• Exercise goal: Search the data for the word "with" and copy every line that contains it.

• Information supplied:
>>
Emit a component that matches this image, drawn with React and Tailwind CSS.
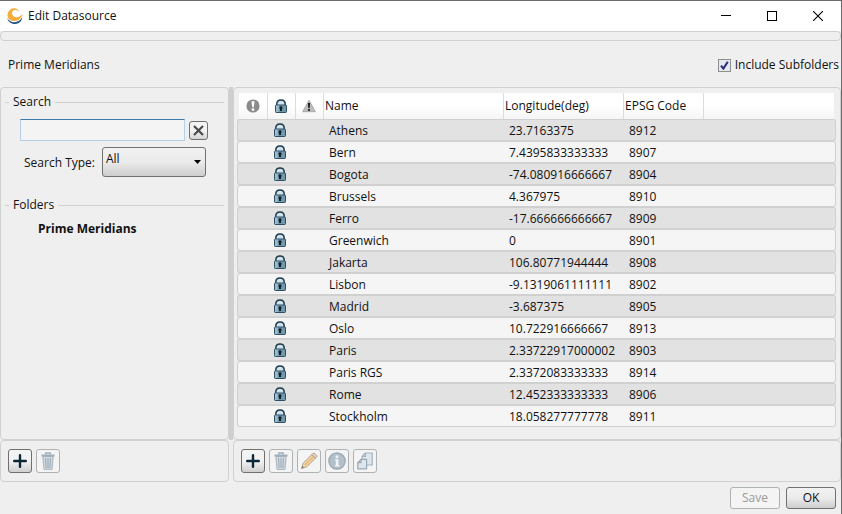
import React, { useState } from 'react';

const meridians = [
  { name: 'Athens', longitude: '23.7163375', code: '8912' },
  { name: 'Bern', longitude: '7.4395833333333', code: '8907' },
  { name: 'Bogota', longitude: '-74.080916666667', code: '8904' },
  { name: 'Brussels', longitude: '4.367975', code: '8910' },
  { name: 'Ferro', longitude: '-17.666666666667', code: '8909' },
  { name: 'Greenwich', longitude: '0', code: '8901' },
  { name: 'Jakarta', longitude: '106.80771944444', code: '8908' },
  { name: 'Lisbon', longitude: '-9.1319061111111', code: '8902' },
  { name: 'Madrid', longitude: '-3.687375', code: '8905' },
  { name: 'Oslo', longitude: '10.722916666667', code: '8913' },
  { name: 'Paris', longitude: '2.33722917000002', code: '8903' },
  { name: 'Paris RGS', longitude: '2.3372083333333', code: '8914' },
  { name: 'Rome', longitude: '12.452333333333', code: '8906' },
  { name: 'Stockholm', longitude: '18.058277777778', code: '8911' }
];

function Logo() {
  return (
    <svg viewBox="0 0 16 16" className="w-4 h-4" aria-hidden="true">
      <path d="M0.4 10 C2 13.6 6 14.8 9.6 13.8 C12.4 13 14.2 11.2 15.2 9 C15 13 12.2 16 8 16 C3.8 16 0.8 13.6 0.4 10Z" fill="#24557f" />
      <path d="M6.4 0.2 C2.8 0.8 0.3 4 0.5 7.4 C0.8 11 4 13.2 7.8 13 C11.8 12.8 15 10 15.6 5.6 C14 8.2 11.8 9.4 9.4 9.2 C6.8 9 5 7.4 5 5.2 C5 3.2 6.4 2 8.4 2 C10 2 11 2.6 12 3.6 C11.6 1.2 9 -0.2 6.4 0.2Z" fill="#f6ad3c" />
    </svg>
  );
}

function LockIcon() {
  return (
    <svg viewBox="0 0 12 14" className="w-3 h-3.5 mx-auto" aria-hidden="true">
      <path d="M1.8 7 V5 C1.8 2.4 3.6 0.9 6 0.9 C8.4 0.9 10.2 2.4 10.2 5 V7" fill="#cfe3ee" stroke="#1c3a4b" strokeWidth="1.5" />
      <rect x="0.5" y="6" width="11" height="7.5" rx="0.8" fill="#7397ab" stroke="#2f5064" />
      <path d="M1 6.5 H3.6 V13 H1Z" fill="#9dbccb" />
      <path d="M6 7.2 a1.6 1.6 0 0 1 1 2.8 V12 H5 V10 A1.6 1.6 0 0 1 6 7.2Z" fill="#0c1f2b" />
    </svg>
  );
}

function AlertIcon() {
  return (
    <svg viewBox="0 0 14 14" className="w-3.5 h-3.5 mx-auto" aria-hidden="true">
      <circle cx="7" cy="7" r="6.6" fill="#8c8c8c" />
      <path d="M5.5 2.2 H8.5 L7.8 8.2 H6.2Z" fill="#fff" />
      <circle cx="7" cy="10.6" r="1.4" fill="#fff" />
    </svg>
  );
}

function WarningIcon() {
  return (
    <svg viewBox="0 0 14 13" className="w-3.5 h-3.5 mx-auto" aria-hidden="true">
      <path d="M7 0.8 L13.3 12.2 H0.7Z" fill="#bdbdbd" stroke="#a8a8a8" strokeLinejoin="round" />
      <path d="M5.9 3.4 H8.1 L7.7 8.4 H6.3Z" fill="#1c1c1c" />
      <circle cx="7" cy="10.4" r="1.1" fill="#1c1c1c" />
    </svg>
  );
}

function PlusIcon() {
  return (
    <svg viewBox="0 0 14 14" className="w-3.5 h-3.5" aria-hidden="true">
      <path d="M7 1.2 V12.8 M1.2 7 H12.8" stroke="#0b2838" strokeWidth="2.4" strokeLinecap="round" />
    </svg>
  );
}

function TrashIcon() {
  return (
    <svg viewBox="0 0 14 18" className="w-3.5 h-[18px]" aria-hidden="true">
      <path d="M1.8 4.5 H12.2 L11 17.4 H3Z" fill="#d3dbe1" stroke="#a6b3bd" />
      <path d="M4.6 6 L5.1 16 M7 6 V16 M9.4 6 L8.9 16" stroke="#98a7b2" />
      <path d="M0.5 2.5 H13.5 V4.5 H0.5Z" fill="#a0aeb9" />
      <path d="M4.8 2.5 V1 H9.2 V2.5" fill="none" stroke="#a0aeb9" strokeWidth="1.4" />
    </svg>
  );
}

function PencilIcon() {
  return (
    <svg viewBox="0 0 18 18" className="w-[18px] h-[18px]" aria-hidden="true">
      <path d="M3.2 11.2 L11.8 2.6 L15.4 6.2 L6.8 14.8 L1.6 16.4Z" fill="#f2d3a2" stroke="#b5a08a" strokeLinejoin="round" />
      <path d="M5 13 L13.6 4.4" stroke="#e0b97f" strokeWidth="1.4" />
      <path d="M11.8 2.6 L13 1.4 Q13.8 0.8 14.6 1.4 L16.6 3.4 Q17.2 4.2 16.6 5 L15.4 6.2Z" fill="#e6cfc2" stroke="#ac9c90" />
      <path d="M1.4 16.6 L2.3 13.8 L4.2 15.7Z" fill="#7c8083" />
    </svg>
  );
}

function InfoIcon() {
  return (
    <svg viewBox="0 0 18 18" className="w-[18px] h-[18px]" aria-hidden="true">
      <circle cx="9" cy="9" r="8.2" fill="#b3c0ca" stroke="#98a7b2" strokeWidth="1.2" />
      <circle cx="9" cy="4.8" r="1.5" fill="#f1f4f6" />
      <path d="M7 7.2 H10.4 V13 H11.4 V14.4 H7 V13 H7.8 V8.6 H7Z" fill="#f1f4f6" />
    </svg>
  );
}

function CopyIcon() {
  return (
    <svg viewBox="0 0 16 18" className="w-4 h-[18px]" aria-hidden="true">
      <path d="M8.4 1 H15.2 V13 H5 V4.4Z" fill="#dfe6eb" stroke="#a3b2bd" strokeWidth="1.2" strokeLinejoin="round" />
      <path d="M8.4 1 V4.4 H5" fill="none" stroke="#a3b2bd" strokeWidth="1.2" />
      <path d="M4 7.4 H9.6 V16.8 H0.8 V10.6Z" fill="#dfe6eb" stroke="#98a8b4" strokeWidth="1.2" strokeLinejoin="round" />
      <path d="M4 7.4 V10.6 H0.8" fill="none" stroke="#98a8b4" strokeWidth="1.2" />
    </svg>
  );
}

function ToolButton({ label, disabled, children }) {
  return (
    <button
      type="button"
      aria-label={label}
      disabled={disabled}
      className={`flex items-center justify-center w-6 h-6 rounded-[3px] border ${
        disabled ? 'bg-[#f4f4f4] border-[#adb2b5]' : 'bg-linear-to-b from-[#f3f3f3] from-50% to-[#cfcfcf] border-[#707070]'
      }`}
    >
      {children}
    </button>
  );
}

function TitleBar() {
  return (
    <header className="flex items-center h-[30px] pl-[7px] bg-white">
      <Logo />
      <h1 className="ml-[5px] flex-1">Edit Datasource</h1>
      <button type="button" aria-label="Minimize" className="flex items-center justify-center w-[46px] h-full">
        <svg viewBox="0 0 10 10" className="w-2.5 h-2.5" shapeRendering="crispEdges"><path d="M0 4.5 H10" stroke="#000" /></svg>
      </button>
      <button type="button" aria-label="Maximize" className="flex items-center justify-center w-[46px] h-full">
        <svg viewBox="0 0 10 10" className="w-2.5 h-2.5" shapeRendering="crispEdges"><path d="M0.5 0.5 H9.5 V9.5 H0.5Z" fill="none" stroke="#000" /></svg>
      </button>
      <button type="button" aria-label="Close" className="flex items-center justify-center w-[46px] h-full">
        <svg viewBox="0 0 10 10" className="w-2.5 h-2.5"><path d="M0 0 L10 10 M10 0 L0 10" stroke="#000" strokeWidth="1.1" /></svg>
      </button>
    </header>
  );
}

function SidePanel() {
  const [search, setSearch] = useState('');
  const [searchType, setSearchType] = useState('All');

  return (
    <aside className="flex-1 rounded-[4px] border border-[#d0d0d0] px-1 pt-[5px]">
      <fieldset className="border-t border-[#d0d0d0] h-[103px]">
        <legend className="ml-1 px-1 leading-[18px]">Search</legend>
        <div className="flex items-center gap-1 pl-[15px] pt-2">
          <input
            type="text"
            aria-label="Search"
            value={search}
            onChange={(e) => setSearch(e.target.value)}
            className="w-[165px] h-[22px] px-1 bg-[#f4f4f4] border border-[#b5cfe7] border-t-[#3d7bad] outline-none"
          />
          <button
            type="button"
            aria-label="Clear search"
            onClick={() => setSearch('')}
            className="flex items-center justify-center w-[19px] h-[19px] rounded-[3px] border border-[#707070] bg-linear-to-b from-[#f3f3f3] from-50% to-[#d4d4d4]"
          >
            <svg viewBox="0 0 11 11" className="w-[11px] h-[11px]"><path d="M1 1 L10 10 M10 1 L1 10" stroke="#4a4a4a" strokeWidth="2.2" /></svg>
          </button>
        </div>
        <div className="flex items-center justify-end gap-[7px] pr-[18px] pt-1.5">
          <label htmlFor="search-type" className="pt-0.5">Search Type:</label>
          <div className="relative">
            <select
              id="search-type"
              value={searchType}
              onChange={(e) => setSearchType(e.target.value)}
              className="block appearance-none w-[104px] h-[30px] pl-[3px] pb-1.5 rounded-[3px] border border-[#707070] bg-linear-to-b from-[#f2f2f2] via-[#ebebeb] via-50% to-[#cdcdcd] outline-none"
            >
              <option>All</option>
              <option>Name</option>
              <option>EPSG Code</option>
            </select>
            <svg viewBox="0 0 7 4" className="absolute right-[5px] top-[13px] w-[7px] h-1 pointer-events-none"><path d="M0 0 H7 L3.5 4Z" fill="#000" /></svg>
          </div>
        </div>
      </fieldset>
      <fieldset className="border-t border-[#d0d0d0]">
        <legend className="ml-1 px-1 leading-[18px]">Folders</legend>
        <ul className="pl-[33px] pt-1.5">
          <li className="font-bold leading-[18px]">Prime Meridians</li>
        </ul>
      </fieldset>
    </aside>
  );
}

function MeridianTable() {
  const head = 'p-0 font-normal bg-linear-to-b from-white from-50% to-[#f5f5f5]';
  const line = 'border-r border-r-[#dcdcdc]';
  const text = 'block pt-0.5 pl-[5px]';

  return (
    <table className="w-full table-fixed border-separate border-spacing-0 text-left leading-[18px]">
      <colgroup>
        <col className="w-[31px]" />
        <col className="w-7" />
        <col className="w-7" />
        <col className="w-[180px]" />
        <col className="w-[120px]" />
        <col className="w-20" />
        <col />
      </colgroup>
      <thead>
        <tr className="h-[26px]">
          <th aria-label="Status" className={`${head} ${line} border-l-2 border-l-[#efefef]`}><AlertIcon /></th>
          <th aria-label="Locked" className={`${head} ${line}`}><div className="pr-0.5"><LockIcon /></div></th>
          <th aria-label="Warnings" className={`${head} ${line}`}><div className="pr-0.5"><WarningIcon /></div></th>
          <th className={`${head} ${line}`}><span className="pl-px">Name</span></th>
          <th className={`${head} ${line}`}><span className="pl-px">Longitude(deg)</span></th>
          <th className={`${head} ${line}`}><span className="pl-px">EPSG Code</span></th>
          <th aria-label="Filler" className={`${head} border-r-2 border-r-[#efefef]`}></th>
        </tr>
      </thead>
      <tbody>
        {meridians.map((m) => (
          <tr
            key={m.code}
            className="h-[22px] odd:bg-[#e2e2e2] even:bg-[#f5f5f5] *:border-y *:border-[#d0d0d0] *:p-0 *:first:border-l *:first:rounded-l-[3px] *:last:border-r *:last:rounded-r-[3px]"
          >
            <td></td>
            <td><div className="pr-1"><LockIcon /></div></td>
            <td></td>
            <td><span className={text}>{m.name}</span></td>
            <td><span className={text}>{m.longitude}</span></td>
            <td><span className={text}>{m.code}</span></td>
            <td></td>
          </tr>
        ))}
      </tbody>
    </table>
  );
}

function App() {
  const [subfolders, setSubfolders] = useState(true);
  const toolbar = 'flex items-center gap-1 h-[42px] rounded-[4px] border border-[#d0d0d0] px-[7px]';

  return (
    <div className="flex flex-col min-h-screen bg-[#efefef] border-t border-r border-[#6b6b6b] font-['Open_Sans','Noto_Sans',sans-serif] text-[12px] leading-4 text-[#111]">
      <TitleBar />
      <div className="h-2.5 rounded-[4px] border border-[#d0d0d0]"></div>

      <div className="flex items-center justify-between h-[46px] pt-0.5 pl-2 pr-0.5">
        <h2>Prime Meridians</h2>
        <label className="flex items-center gap-1">
          <input
            type="checkbox"
            checked={subfolders}
            onChange={(e) => setSubfolders(e.target.checked)}
            className="peer sr-only"
          />
          <span className="flex items-center justify-center w-[13px] h-[13px] border border-[#8e8f8f] bg-[#e6e8ee] text-transparent peer-checked:text-[#2b2d7c]">
            <svg viewBox="0 0 9 9" className="w-[9px] h-[9px]"><path d="M1 4.6 L3.4 7.6 L7.8 0.8" fill="none" stroke="currentColor" strokeWidth="2.1" /></svg>
          </span>
          Include Subfolders
        </label>
      </div>

      {/* Panels with the splitter between them */}
      <main className="flex flex-1">
        <div className="flex flex-col w-[229px]">
          <SidePanel />
          <div className={toolbar}>
            <ToolButton label="Add folder"><PlusIcon /></ToolButton>
            <ToolButton label="Delete folder" disabled><TrashIcon /></ToolButton>
          </div>
        </div>
        <div className="w-1 mb-[42px] bg-[#cfcfcf]"></div>
        <div className="flex flex-col flex-1 min-w-0">
          <section className="flex-1 rounded-[4px] border border-[#d0d0d0] pl-[3px] pr-1 pt-[5px]">
            <MeridianTable />
          </section>
          <div className={toolbar}>
            <ToolButton label="Add"><PlusIcon /></ToolButton>
            <ToolButton label="Delete" disabled><TrashIcon /></ToolButton>
            <ToolButton label="Edit" disabled><PencilIcon /></ToolButton>
            <ToolButton label="Info" disabled><InfoIcon /></ToolButton>
            <ToolButton label="Copy" disabled><CopyIcon /></ToolButton>
          </div>
        </div>
      </main>

      <footer className="flex justify-end gap-1.5 pt-[5px] pb-[5px] pr-[5px]">
        <button type="button" disabled className="w-[50px] h-[22px] rounded-[3px] border border-[#adb2b5] bg-[#f4f4f4] text-[#9a9a9a]">Save</button>
        <button type="button" className="w-[50px] h-[22px] rounded-[3px] border border-[#707070] bg-linear-to-b from-[#f2f2f2] via-[#ebebeb] via-50% to-[#cdcdcd]">OK</button>
      </footer>
    </div>
  );
}

export default App;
<<
• Worked solution:
Emit a component that matches this image, drawn with React and Tailwind CSS.
      {/* Panels with the splitter between them */}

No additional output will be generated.